Once you have about 100 fruits with the required mutation, it consumes them and awards an event-exclusive Gear (e.g., Dragon Firework).

 

What this means

This pet is not a free rewards printer. It's a conversion machine: fruit stock → mutated fruit stock → Gear → random outcomes.

 

If your garden doesn't produce enough fruit volume, the loop feels slow and inconsistent.

 

4.2 What I Observed Using Many Gears

Most common outcome: mutation spam

A lot of Gear uses tend to land on Fiery/FW-type mutations repeatedly, especially when the garden has valid targets.

 

If you clear your garden, you may see messages like couldn't find fruit to target, but it can still behave as if targets exist (likely targeting delay/selection quirks).

 

The real wow moment: high-tier seed restocks can happen

I've seen Gear restock results hit surprisingly high tiers (example: Divine Sunflower-level restock), alongside plenty of basic restocks (corn, etc.).

 

Why this matters:

The Dragon's seed restock pool appears to have a high ceiling, but it's a lottery, not a steady supplier.

 

Age Up: yes, but not reliably enough to be your main plan

I did see Age Up triggers (even back-to-back), but the frequency wasn't high enough to beat dedicated XP/aging pets in time efficiency.

 

Rather than betting on the Dragon for leveling, you're usually better off running specialists (Ferret/Dillo-type aging/XP engines) and letting Dragon rewards be bonus.

 

5) Should You Chase the Dragon? Goal-Based Decision Table

Use this when you're about to spend tokens or overpay in trades.

Your main goalDragon helps?Efficiency (my experience)Better alternativeMy recommendation
Fast pet leveling / Age Up Sometimes Low–medium (RNG, slow) Dedicated aging/XP pets (Ferret/Dillo-type) Don't chase Dragon for this
Mass mutations Yes Medium (but replaceable) Controlled spread setups (T-Rex/Spino-style) Not worth it just for mutation
Rare seed restock high ceiling Yes Medium (lottery) Standard shop cycling / stable sources Worth it late-game if you accept RNG
AFK mixed rewards Yes Medium Targeted AFK teams Use as a side-income machine
Collection / flex value Absolutely High (rarity + size) Buy only at a sane price

 

6) Ready-to-Copy Routes (Pick Your Player Type)

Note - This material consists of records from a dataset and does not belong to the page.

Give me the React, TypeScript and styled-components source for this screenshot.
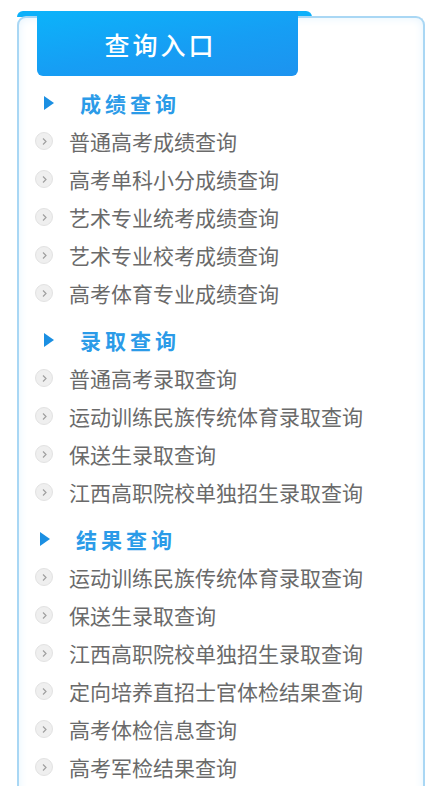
import React from 'react';
import styled, {createGlobalStyle} from 'styled-components';

const GlobalStyle = createGlobalStyle`
  body {
    margin: 0;
    background: #fff;
    font-family: "Noto Sans CJK SC", "Noto Sans", sans-serif;
  }
`;

const Page = styled.div`
  padding: 16px 10px 0 17px;
  height: 786px;
  overflow: hidden;
  box-sizing: border-box;
`;

const Panel = styled.div`
  position: relative;
  width: 408px;
  box-sizing: border-box;
  border: 2px solid #a9d7f4;
  border-bottom: none;
  border-radius: 9px 9px 0 0;
  box-shadow: inset 0 0 10px #e4f3fd;
  min-height: 800px;
`;

const Tab = styled.div`
  position: relative;
  margin: -7px 0 0 18px;
  width: 261px;
  height: 65px;
  border-radius: 0 0 6px 6px;
  background: linear-gradient(170deg, #0cb3fa 0%, #169ef4 55%, #1d93ef 100%);
  display: flex;
  align-items: center;
  justify-content: center;
  padding-right: 14px;
  box-sizing: border-box;
  color: #fff;
  font-size: 25px;
  font-weight: 500;
  letter-spacing: 3px;

  &::before {
    content: '';
    position: absolute;
    top: 0;
    left: -20px;
    right: -14px;
    height: 6px;
    border-radius: 6px 6px 0 0;
    background: #0cb0fa;
    z-index: -1;
  }
`;

const Sections = styled.div`
  padding-top: 8px;
`;

const Section = styled.div`
  & + & {
    margin-top: 9px;
  }
`;

const Heading = styled.div<{$shift: number}>`
  display: flex;
  align-items: center;
  height: 38px;
  padding-left: ${p => 25 - p.$shift}px;
  gap: 26px;
  color: #2b9be8;
  font-size: 21px;
  font-weight: 600;
  letter-spacing: 4px;
`;

const Triangle = styled.span`
  width: 0;
  height: 0;
  border-top: 7px solid transparent;
  border-bottom: 7px solid transparent;
  border-left: 10px solid #1b8fe2;
`;

const Item = styled.a`
  display: flex;
  align-items: center;
  height: 38px;
  padding-left: 16px;
  gap: 16px;
  color: #6a6a6a;
  font-size: 21px;
  text-decoration: none;
  white-space: nowrap;
`;

const Bullet = styled.span`
  flex: none;
  width: 18px;
  height: 18px;
  border-radius: 50%;
  background: #efefef;
  border: 1px solid #e2e2e2;
  box-sizing: border-box;
  display: flex;
  align-items: center;
  justify-content: center;
`;

const sections = [
  {
    title: '成绩查询',
    shift: 0,
    items: ['普通高考成绩查询', '高考单科小分成绩查询', '艺术专业统考成绩查询', '艺术专业校考成绩查询', '高考体育专业成绩查询'],
  },
  {
    title: '录取查询',
    shift: 0,
    items: ['普通高考录取查询', '运动训练民族传统体育录取查询', '保送生录取查询', '江西高职院校单独招生录取查询'],
  },
  {
    title: '结果查询',
    shift: 4,
    items: ['运动训练民族传统体育录取查询', '保送生录取查询', '江西高职院校单独招生录取查询', '定向培养直招士官体检结果查询', '高考体检信息查询', '高考军检结果查询'],
  },
];

const Chevron = () => (
  <svg width="7" height="9" viewBox="0 0 7 9">
    <path d="M2 1.5 L5 4.5 L2 7.5" fill="none" stroke="#a0a0a0" strokeWidth="1.2"/>
  </svg>
);

export default function App() {
  return <>
    <GlobalStyle/>
    <Page>
      <Panel>
        <Tab>查询入口</Tab>
        <Sections>
          {sections.map(section => <Section key={section.title}>
            <Heading $shift={section.shift}>
              <Triangle/>
              <span>{section.title}</span>
            </Heading>
            {section.items.map(item => <Item key={item} href="#">
              <Bullet><Chevron/></Bullet>
              {item}
            </Item>)}
          </Section>)}
        </Sections>
      </Panel>
    </Page>
  </>;
}
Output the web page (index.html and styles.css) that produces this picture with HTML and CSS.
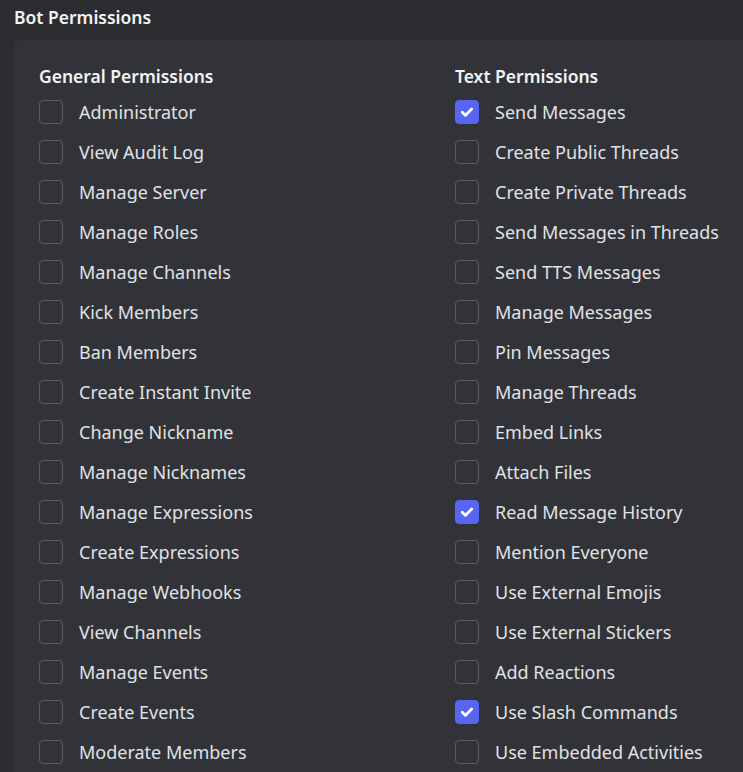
FILE: index.html
```html
<!DOCTYPE html>
<html>
<head>
<meta charset="utf-8">
<link rel="stylesheet" href="styles.css">
</head>
<body>
<div class="page">
  <h1 class="title">Bot Permissions</h1>
  <div class="panel">
    <div class="col">
      <h2 class="heading">General Permissions</h2>
      <ul class="list">
        <li class="item"><span class="box"></span>Administrator</li>
        <li class="item"><span class="box"></span>View Audit Log</li>
        <li class="item"><span class="box"></span>Manage Server</li>
        <li class="item"><span class="box"></span>Manage Roles</li>
        <li class="item"><span class="box"></span>Manage Channels</li>
        <li class="item"><span class="box"></span>Kick Members</li>
        <li class="item"><span class="box"></span>Ban Members</li>
        <li class="item"><span class="box"></span>Create Instant Invite</li>
        <li class="item"><span class="box"></span>Change Nickname</li>
        <li class="item"><span class="box"></span>Manage Nicknames</li>
        <li class="item"><span class="box"></span>Manage Expressions</li>
        <li class="item"><span class="box"></span>Create Expressions</li>
        <li class="item"><span class="box"></span>Manage Webhooks</li>
        <li class="item"><span class="box"></span>View Channels</li>
        <li class="item"><span class="box"></span>Manage Events</li>
        <li class="item"><span class="box"></span>Create Events</li>
        <li class="item"><span class="box"></span>Moderate Members</li>
      </ul>
    </div>
    <div class="col col-right">
      <h2 class="heading">Text Permissions</h2>
      <ul class="list">
        <li class="item"><span class="box checked"><svg viewBox="0 0 24 24" width="24" height="24"><path d="M7.3 12.3l3.2 3.1 6.2-6.4" fill="none" stroke="#fff" stroke-width="2.8" stroke-linecap="round" stroke-linejoin="round"/></svg></span>Send Messages</li>
        <li class="item"><span class="box"></span>Create Public Threads</li>
        <li class="item"><span class="box"></span>Create Private Threads</li>
        <li class="item"><span class="box"></span>Send Messages in Threads</li>
        <li class="item"><span class="box"></span>Send TTS Messages</li>
        <li class="item"><span class="box"></span>Manage Messages</li>
        <li class="item"><span class="box"></span>Pin Messages</li>
        <li class="item"><span class="box"></span>Manage Threads</li>
        <li class="item"><span class="box"></span>Embed Links</li>
        <li class="item"><span class="box"></span>Attach Files</li>
        <li class="item"><span class="box checked"><svg viewBox="0 0 24 24" width="24" height="24"><path d="M7.3 12.3l3.2 3.1 6.2-6.4" fill="none" stroke="#fff" stroke-width="2.8" stroke-linecap="round" stroke-linejoin="round"/></svg></span>Read Message History</li>
        <li class="item"><span class="box"></span>Mention Everyone</li>
        <li class="item"><span class="box"></span>Use External Emojis</li>
        <li class="item"><span class="box"></span>Use External Stickers</li>
        <li class="item"><span class="box"></span>Add Reactions</li>
        <li class="item"><span class="box checked"><svg viewBox="0 0 24 24" width="24" height="24"><path d="M7.3 12.3l3.2 3.1 6.2-6.4" fill="none" stroke="#fff" stroke-width="2.8" stroke-linecap="round" stroke-linejoin="round"/></svg></span>Use Slash Commands</li>
        <li class="item"><span class="box"></span>Use Embedded Activities</li>
      </ul>
    </div>
  </div>
</div>
</body>
</html>
```
FILE: styles.css
```css
html, body {
  margin: 0;
  padding: 0;
  background: #2b2d31;
  overflow: hidden;
  height: 100%;
}
body {
  font-family: "Noto Sans", "Open Sans", sans-serif;
  color: #dbdee1;
}
.page {
  box-sizing: border-box;
  height: 100%;
  padding: 5px 0 0 14px;
  display: flex;
  flex-direction: column;
}
.title {
  margin: 0;
  font-size: 17.5px;
  font-weight: 600;
  line-height: 24px;
  color: #f2f3f5;
  height: 35px;
  flex: none;
}
.panel {
  flex: 1;
  min-height: 0;
  background: #313338;
  border-radius: 4px 0 0 0;
  display: flex;
  padding: 24px 0 0 25px;
  overflow: hidden;
}
.col {
  width: 416px;
  flex: none;
}
.col-right {
  width: auto;
  flex: 1;
  min-width: 0;
}
.heading {
  margin: 0;
  font-size: 17.5px;
  font-weight: 600;
  line-height: 24px;
  color: #f2f3f5;
  height: 28px;
}
.list {
  list-style: none;
  margin: 0;
  padding: 0;
}
.item {
  display: flex;
  align-items: center;
  height: 40px;
  font-size: 18px;
  color: #e0e2e5;
  white-space: nowrap;
}
.box {
  box-sizing: border-box;
  width: 24px;
  height: 24px;
  border: 1px solid #5a5c64;
  border-radius: 4px;
  margin-right: 16px;
  flex: none;
  display: flex;
}
.box.checked {
  background: #5865f2;
  border-color: #5865f2;
}
.box svg {
  margin: -1px;
}
```
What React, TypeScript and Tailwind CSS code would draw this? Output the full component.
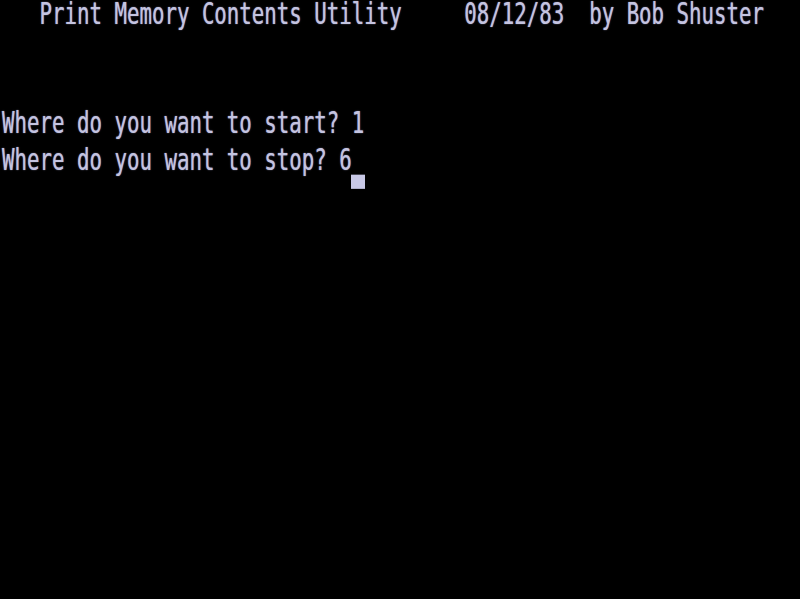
const rows = [
  "   Print Memory Contents Utility     08/12/83  by Bob Shuster",
  "",
  "",
  "Where do you want to start? 1",
  "Where do you want to stop? 6",
]

export default function App() {
  return (
    <div className="w-[800px] h-[599px] overflow-hidden bg-black">
      {/* screen — 64 cols x 16 rows, glyphs stretched tall like the old CRT */}
      <div className="pt-[0.6px] origin-top scale-y-[1.42] pl-[2px] font-['DejaVu_Sans_Mono',monospace] text-[20.76px] leading-[18px] text-[#c4c4e0] [text-shadow:0_0_1px_#9a9ac4]">
        {rows.map((row, i) => (
          <div key={i} className="relative h-[25.92px] whitespace-pre">
            {row}
            {i === 4 && (
              <span className="absolute left-[349px] top-[18.4px] h-[9.9px] w-[14px] bg-[#c8c8e6]" />
            )}
          </div>
        ))}
      </div>
    </div>
  )
}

These are written so you can follow them without rethinking the whole game.

 

6.1 Casual Route (Low effort, steady progress)

1. Grab event rewards whenever you're online (10-min refresh is forgiving).

2. Prioritize eggs toward: Firework Sprite → New Year's Chimp → Star Wolf (only if Moonlit is stable)

3. Treat Celebration Puppy/New Year's Bird as nice to have, not core.

 

6.2 Efficiency Route (Money/value scaling)

1. Fix Moonlit production first.

2. Build around Star Wolf as your mutation/value engine.

3. Add New Year's Chimp for XP/hatch flow.

4. Only invest in Dragon if you're fruit-rich and specifically want the seed-restock lottery.

 

6.3 Collector Route (Cosmetics/rarity first)

1. Keep Pupi running long-term for cosmetics.

2. Add Firework Sprite to keep event currency flowing.

3. Buy Dragon only if priced reasonably; don't let rarity bait your budget.

 

FAQ

Q1: With the 10-minute refresh, what should I prioritize first?

If you're short on event currency, prioritize Firework Sprite. If you want real economic growth, prioritize Star Wolf (assuming Moonlit supply). If you want smoother overall progression, New Year's Chimp.

 

Q2: Why does Star Wolf feel inconsistent sometimes?

Because it consumes 5 Moonlit fruits per activation. If you can't sustain that, it can't run its loop. Fix supply, then it shines.

 

Q3: Is Celebration Puppy worth it if I only care about power?

Not really. Celebration Puppy is best when cosmetics matter to you. If power is the goal, put eggs into Star Wolf/Chim/Sprite first.

 

Q4: Is the Prismatic Dragon actually OP?

It's OP in coverage (it can touch many systems), but not OP in efficiency. The most compelling part is seed restock ceiling, while Age Up is too RNG to be your primary leveling plan.

 

Q5: I got the Dragon—what's the smartest way to use it?

If you notice you're not generating enough fruits or the required mutated fruits, then scale fruit production first so the Gear loop doesn't stall. Treat Age Up as a bonus, not the reason you run it.

 

Summary

The New Year update's real power spike is the 10-minute refresh, which makes egg farming forgiving and consistent—so your long-term gains come down to choosing pets with repeatable value. I prioritize Star Wolf for crop value scaling, New Year's Chimp for steady progression (XP/hatch utility), and Firework Sprite for reliable event resources. Celebration Puppy is excellent for cosmetics, New Year's Bird is pure atmosphere, and the Prismatic New Year Dragon (0.25%) is best viewed as a late-game, fruit-powered gear/restock lottery machine, not a must-have efficiency pet.